SECTION 7. Ballots used in a recall election shall contain the following question: shall (insert name and office) be recalled from office? Immediately at the right of the proposition, there shall be a designated place for voters to vote for or against the proposition.
Following the proposition shall appear the word “Candidates” with directions to voters as required by section 42 of chapter 54 of the General Laws. Beneath the word “Candidates” appears the names of candidates nominated as hereinbefore provided.
If a majority of the votes cast upon the question of recall are in favor of recall, the officer shall be recalled and the votes for the candidates shall be counted. In such an instance, the candidate receiving the highest number of votes shall be declared elected for the open office. If less than a majority of the votes cast are in favor of recall, the votes for candidates need not be counted.
SECTION 8. An initial recall affidavit shall not be filed against an officer within 3 months after the officer takes office or within the last 3 months of the term; nor, in the case of an officer subjected to a recall election and not recalled thereby, until at least 3 months have elapsed after the election at which the recall was submitted to the voters of the town.

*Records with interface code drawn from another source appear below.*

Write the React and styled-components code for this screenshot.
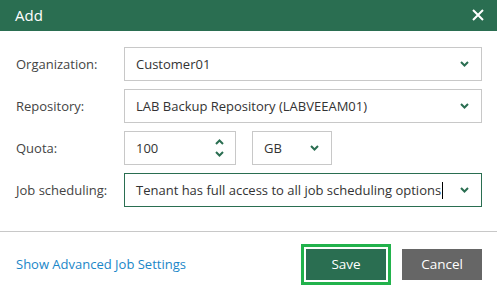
import React from 'react';
import styled, { createGlobalStyle } from 'styled-components';

const GlobalStyle = createGlobalStyle`
  html, body { margin: 0; padding: 0; background: #fff; }
  body { font-family: "Open Sans", "Liberation Sans", sans-serif; }
`;

const Dialog = styled.div`
  width: 497px;
  height: 296px;
  background: #fff;
  display: flex;
  flex-direction: column;
`;

const Header = styled.div`
  height: 31px;
  background: #2a6e51;
  color: #fff;
  display: flex;
  align-items: center;
  justify-content: space-between;
  padding: 0 12px 2px 15px;
  box-sizing: border-box;
  font-size: 15px;
`;

const CloseButton = styled.button`
  border: 0;
  background: none;
  padding: 0;
  width: 14px;
  height: 14px;
  display: flex;
  cursor: pointer;
`;

const Form = styled.div`
  display: flex;
  flex-direction: column;
  gap: 8px;
  padding: 16px 15px 24px 16px;
  border-bottom: 1px solid #c8c8c8;
`;

const Row = styled.div`
  display: flex;
  align-items: center;
  height: 34px;
`;

const Label = styled.div`
  width: 108px;
  font-size: 13px;
  color: #444;
`;

const Field = styled.div`
  box-sizing: border-box;
  height: 34px;
  width: ${p => p.$w || '358px'};
  margin-right: ${p => p.$mr || '0'};
  border: 1px solid ${p => (p.$focus ? '#2a6e51' : '#c8c8c8')};
  display: flex;
  align-items: center;
  justify-content: space-between;
  padding: 0 12px 0 11px;
  font-size: 13px;
  color: #333;
`;

const Value = styled.span`
  display: flex;
  align-items: center;
  white-space: nowrap;
`;

const Caret = styled.span`
  display: inline-block;
  width: 1px;
  height: 17px;
  background: #000;
  margin-left: 1px;
`;

const Spinner = styled.div`
  display: flex;
  flex-direction: column;
  gap: 6px;
  margin-right: -1px;
`;

const Footer = styled.div`
  flex: 1;
  display: flex;
  align-items: center;
  padding: 0 15px 0 16px;
`;

const Link = styled.a`
  color: #1a86c8;
  font-size: 13px;
  text-decoration: none;
  flex: 1;
`;

const Button = styled.button`
  width: 80px;
  height: 31px;
  border: 0;
  font-family: inherit;
  font-size: 13.5px;
  color: #fff;
  background: ${p => (p.$primary ? '#2a6e51' : '#666')};
  outline: ${p => (p.$primary ? '3px solid #22b24c' : 'none')};
  outline-offset: 2px;
  margin-left: ${p => p.$ml || '0'};
  cursor: pointer;
`;

const Chevron = ({ up }) => (
  <svg width="9" height="6" viewBox="0 0 9 6">
    <polyline
      points={up ? '1,5 4.5,1.5 8,5' : '1,1 4.5,4.5 8,1'}
      fill="none"
      stroke="#2a6e51"
      strokeWidth="2"
    />
  </svg>
);

function Select({ value, w, mr, focus, caret }) {
  return (
    <Field $w={w} $mr={mr} $focus={focus}>
      <Value>
        {value}
        {caret && <Caret />}
      </Value>
      <Chevron />
    </Field>
  );
}

export default function App() {
  return (
    <>
      <GlobalStyle />
      <Dialog>
        <Header>
          <span>Add</span>
          <CloseButton>
            <svg width="14" height="14" viewBox="0 0 14 14">
              <path d="M2 2 L12 12 M12 2 L2 12" stroke="#fff" strokeWidth="2" />
            </svg>
          </CloseButton>
        </Header>
        <Form>
          <Row>
            <Label>Organization:</Label>
            <Select value="Customer01" />
          </Row>
          <Row>
            <Label>Repository:</Label>
            <Select value="LAB Backup Repository (LABVEEAM01)" />
          </Row>
          <Row>
            <Label>Quota:</Label>
            <Field $w="112px" $mr="16px">
              <Value>100</Value>
              <Spinner>
                <Chevron up />
                <Chevron />
              </Spinner>
            </Field>
            <Select value="GB" w="80px" />
          </Row>
          <Row>
            <Label>Job scheduling:</Label>
            <Select value="Tenant has full access to all job scheduling options" focus caret />
          </Row>
        </Form>
        <Footer>
          <Link href="#">Show Advanced Job Settings</Link>
          <Button $primary>Save</Button>
          <Button $ml="16px">Cancel</Button>
        </Footer>
      </Dialog>
    </>
  );
}
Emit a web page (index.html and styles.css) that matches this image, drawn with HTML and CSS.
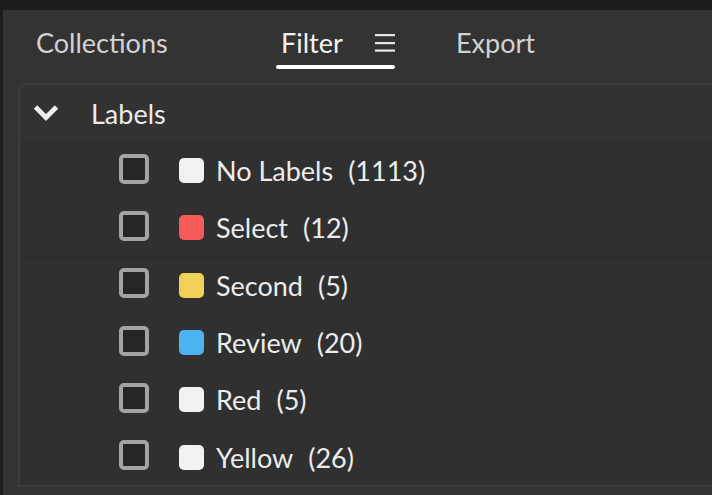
FILE: index.html
```html
<!DOCTYPE html>
<html lang="en">
<head>
<meta charset="utf-8">
<title>Filter</title>
<link rel="stylesheet" href="styles.css">
</head>
<body>
<div class="panel">
  <nav class="tabs">
    <div class="tab tab-collections">Collections</div>
    <div class="tab tab-filter">
      <div class="tab-row">
        <span class="tab-label">Filter</span>
        <svg class="menu-icon" width="20" height="20" viewBox="0 0 20 20" aria-hidden="true">
          <rect x="0" y="1" width="20" height="2.2" fill="#e6e6e6"/>
          <rect x="0" y="9" width="20" height="2.2" fill="#e6e6e6"/>
          <rect x="0" y="16.5" width="20" height="2.2" fill="#e6e6e6"/>
        </svg>
      </div>
      <div class="tab-underline"></div>
    </div>
    <div class="tab tab-export">Export</div>
  </nav>

  <section class="card">
    <div class="card-header">
      <svg class="chevron" width="26" height="18" viewBox="0 0 26 18" aria-hidden="true">
        <polyline points="2.5,3 13,13.5 23.5,3" fill="none" stroke="#efefef" stroke-width="4.8" stroke-linejoin="miter"/>
      </svg>
      <span class="header-title">Labels</span>
    </div>
    <ul class="rows">
      <li class="row"><span class="check"></span><span class="swatch sw-white"></span><span class="name">No Labels</span><span class="count">(1113)</span></li>
      <li class="row"><span class="check"></span><span class="swatch sw-red"></span><span class="name">Select</span><span class="count">(12)</span></li>
      <li class="row"><span class="check"></span><span class="swatch sw-yellow"></span><span class="name">Second</span><span class="count">(5)</span></li>
      <li class="row"><span class="check"></span><span class="swatch sw-blue"></span><span class="name">Review</span><span class="count">(20)</span></li>
      <li class="row"><span class="check"></span><span class="swatch sw-white"></span><span class="name">Red</span><span class="count">(5)</span></li>
      <li class="row"><span class="check"></span><span class="swatch sw-white"></span><span class="name">Yellow</span><span class="count">(26)</span></li>
    </ul>
  </section>
</div>
</body>
</html>
```

FILE: styles.css
```css
* { box-sizing: border-box; }

html, body {
  margin: 0;
  padding: 0;
  height: 100%;
  overflow: hidden;
}

body {
  background: #1d1d1d;
  font-family: "Lato", "Liberation Sans", sans-serif;
  color: #e8e8e8;
}

.panel {
  margin: 10px 0 0 3px;
  height: calc(100% - 10px);
  background: #333333;
  padding-top: 16px;
}

.tabs {
  display: flex;
  align-items: flex-start;
  padding-left: 33px;
  height: 57px;
}

.tab {
  font-size: 27px;
  line-height: 34px;
  color: #d2d2d2;
  white-space: nowrap;
}

.tab-collections {
  width: 240px;
}

.tab-filter {
  width: 119px;
  display: flex;
  flex-direction: column;
  color: #f2f2f2;
}

.tab-row {
  display: flex;
  align-items: center;
  justify-content: space-between;
  padding-left: 5px;
}

.menu-icon {
  display: block;
  margin-top: -1px;
}

.tab-underline {
  margin-top: 5px;
  height: 4px;
  border-radius: 2px;
  background: #ffffff;
}

.tab-export {
  margin-left: 61px;
}

.card {
  margin-left: 15px;
  margin-right: -10px;
  border: 2px solid #3d3d3d;
  border-right: none;
  border-top-left-radius: 9px;
  background: #303030;
  overflow: hidden;
}

.card-header {
  height: 56px;
  display: flex;
  align-items: center;
  padding-left: 13px;
  background: #323232;
}

.chevron {
  display: block;
  margin-top: 0;
}

.header-title {
  margin-left: 32px;
  font-size: 27px;
  line-height: 34px;
  color: #ececec;
  padding-top: 1px;
}

.rows {
  list-style: none;
  margin: 0;
  padding: 0;
}

.row {
  height: 57.3px;
  display: flex;
  align-items: center;
  padding-left: 99px;
  padding-top: 2px;
  border-top: 1px solid #2b2b2b;
  background: #303030;
}

.row:first-child {
  border-top-color: #2e2e2e;
}

.check {
  width: 30px;
  height: 30px;
  border: 4px solid #a3a3a3;
  border-radius: 5px;
  background: #262626;
  margin-top: -5px;
}

.swatch {
  width: 25px;
  height: 25px;
  border-radius: 5px;
  margin-left: 30px;
  margin-top: -1px;
}

.sw-white { background: #f2f2f2; }
.sw-red { background: #f55a5a; }
.sw-yellow { background: #f1d058; }
.sw-blue { background: #4cb2f2; }

.name, .count {
  font-size: 27px;
  line-height: 34px;
  color: #ececec;
}

.name {
  margin-left: 12px;
}

.count {
  margin-left: 15px;
}
```
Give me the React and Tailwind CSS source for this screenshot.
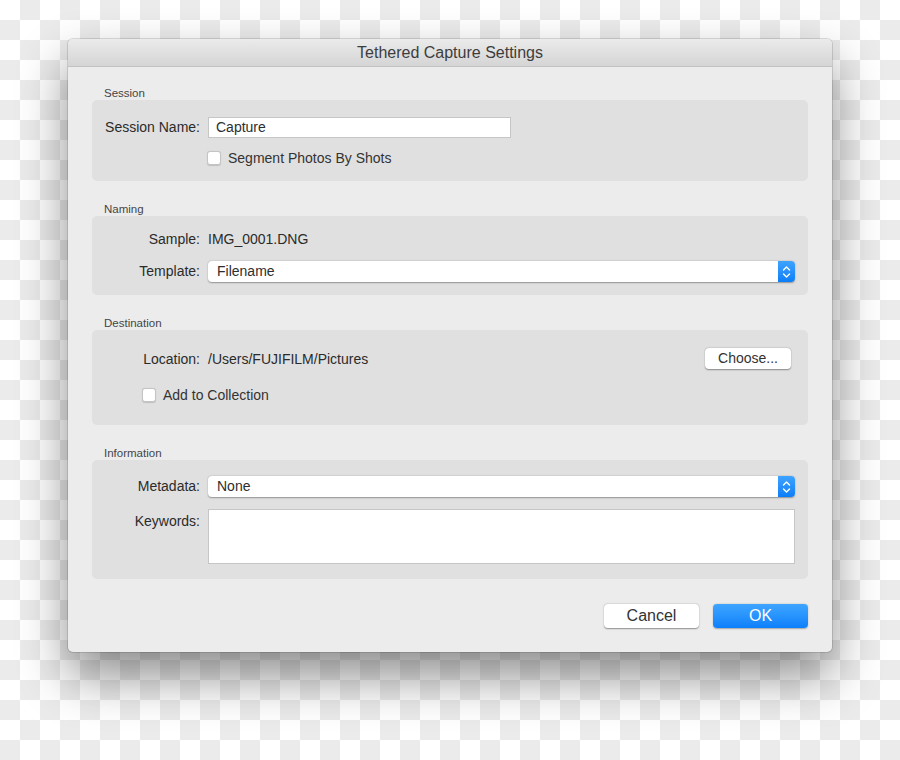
import React from "react";

function Stepper() {
  return (
    <div className="w-[17px] h-full rounded-r-[4px] bg-gradient-to-b from-[#3ea3ff] to-[#0a7ef7] flex items-center justify-center">
      <svg width="9" height="14" viewBox="0 0 9 14" fill="none" stroke="white" strokeWidth="1.4" strokeLinecap="round" strokeLinejoin="round">
        <path d="M1.5 5 L4.5 2 L7.5 5" />
        <path d="M1.5 9 L4.5 12 L7.5 9" />
      </svg>
    </div>
  );
}

function Select({ value }) {
  return (
    <div className="ml-[8px] flex-1 h-[21px] flex items-stretch bg-white rounded-[4px] shadow-[0_0.5px_1.5px_rgba(0,0,0,0.35)]">
      <div className="flex-1 pl-[9px] flex items-center text-[14px] text-[#2e2e2e]">{value}</div>
      <Stepper />
    </div>
  );
}

function Checkbox({ label }) {
  return (
    <div className="flex items-center h-[18px]">
      <div className="w-[14px] h-[14px] bg-white rounded-[3px] border border-[#c4c4c4] shadow-[0_0.5px_1px_rgba(0,0,0,0.15)]" />
      <span className="ml-[7px] text-[14px] text-[#333]">{label}</span>
    </div>
  );
}

function Label({ children, className = "" }) {
  return <div className={`w-[108px] text-right text-[14px] text-[#2b2b2b] ${className}`}>{children}</div>;
}

function Section({ title, children, className = "" }) {
  return (
    <div>
      <div className="h-[13px] leading-[13px] pl-[12px] text-[11.5px] text-[#454545]">{title}</div>
      <div className={`rounded-[5px] bg-[#e0e0e0] pr-[13px] ${className}`}>{children}</div>
    </div>
  );
}

export default function App() {
  return (
    <div className="w-[900px] h-[760px] overflow-hidden pt-[39px] pl-[68px] bg-[image:repeating-conic-gradient(#ebebeb_0_25%,#ffffff_0_50%)] bg-[length:40px_40px] font-['Liberation_Sans',Arial,sans-serif]">
      <div className="w-[764px] h-[613px] rounded-[5px] bg-[#ececec] shadow-[0_24px_50px_rgba(0,0,0,0.45),0_0_0_1px_rgba(0,0,0,0.12)] overflow-hidden flex flex-col">
        <div className="h-[28px] shrink-0 border-b border-[#c2c2c2] bg-gradient-to-b from-[#ebebeb] to-[#d5d5d5] flex items-center justify-center text-[16px] text-[#3d3d3d]">
          Tethered Capture Settings
        </div>

        <div className="px-[24px] pt-[20px] flex flex-col">
          <Section title="Session" className="pt-[16px] pb-[14px]">
            <div className="flex items-center h-[21px] pt-[1px]">
              <Label>Session Name:</Label>
              <div className="ml-[8px] w-[303px] h-[21px] bg-white border border-[#c6c6c6] pl-[7px] flex items-center text-[14px] text-[#2e2e2e]">
                Capture
              </div>
            </div>
            <div className="mt-[12px] pl-[115px]">
              <Checkbox label="Segment Photos By Shots" />
            </div>
          </Section>

          <div className="mt-[22px]">
            <Section title="Naming" className="pt-[13px] pb-[13px]">
              <div className="flex items-center h-[21px] pb-[1px]">
                <Label>Sample:</Label>
                <span className="ml-[8px] text-[14px] text-[#2b2b2b]">IMG_0001.DNG</span>
              </div>
              <div className="mt-[11px] flex items-center h-[21px]">
                <Label>Template:</Label>
                <Select value="Filename" />
              </div>
            </Section>
          </div>

          <div className="mt-[22px]">
            <Section title="Destination" className="pt-[18px] pb-[21px]">
              <div className="flex items-center h-[21px]">
                <Label className="pt-[1px]">Location:</Label>
                <span className="ml-[8px] pt-[1px] flex-1 text-[14px] text-[#2b2b2b]">/Users/FUJIFILM/Pictures</span>
                <div className="mr-[4px] w-[86px] h-[21px] rounded-[4px] bg-white shadow-[0_0.5px_1.5px_rgba(0,0,0,0.4)] flex items-center justify-center text-[14px] text-[#333]">
                  Choose...
                </div>
              </div>
              <div className="mt-[17px] pl-[50px]">
                <Checkbox label="Add to Collection" />
              </div>
            </Section>
          </div>

          <div className="mt-[22px]">
            <Section title="Information" className="pt-[16px] pb-[15px]">
              <div className="flex items-center h-[21px]">
                <Label>Metadata:</Label>
                <Select value="None" />
              </div>
              <div className="mt-[12px] flex items-start">
                <Label className="pt-[2px]">Keywords:</Label>
                <div className="ml-[8px] flex-1 h-[55px] bg-white border border-[#c6c6c6]" />
              </div>
            </Section>
          </div>

          <div className="mt-[25px] flex justify-end gap-[14px]">
            <div className="w-[95px] h-[24px] rounded-[4px] bg-white shadow-[0_0.5px_1.5px_rgba(0,0,0,0.4)] flex items-center justify-center text-[16px] text-[#333]">
              Cancel
            </div>
            <div className="w-[95px] h-[24px] rounded-[4px] bg-gradient-to-b from-[#3da5ff] to-[#0b80fb] shadow-[0_0.5px_1.5px_rgba(0,0,0,0.3)] flex items-center justify-center text-[16px] text-white">
              OK
            </div>
          </div>
        </div>
      </div>
    </div>
  );
}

SECTION 9. A person who has been recalled from an office or who has resigned from office while a recall petition was pending against him shall not be appointed to any town office within 2 years after the recall or resignation.
(Inserted at the request of Bernard Manning and others)
COMMENT: Town Counsel has ruled that Article 58, Recall Elections, cannot go forward in the form of a Town By-Law and is not an actionable article for Town Meeting. The Massachusetts Home Rule Amendment specifically prohibits towns from regulating elections by by-law. The appropriate way to enact a recall procedure is for Town Meeting to authorize a petition for special legislation. A recall election process exists in one-third of the 351 towns in Massachusetts.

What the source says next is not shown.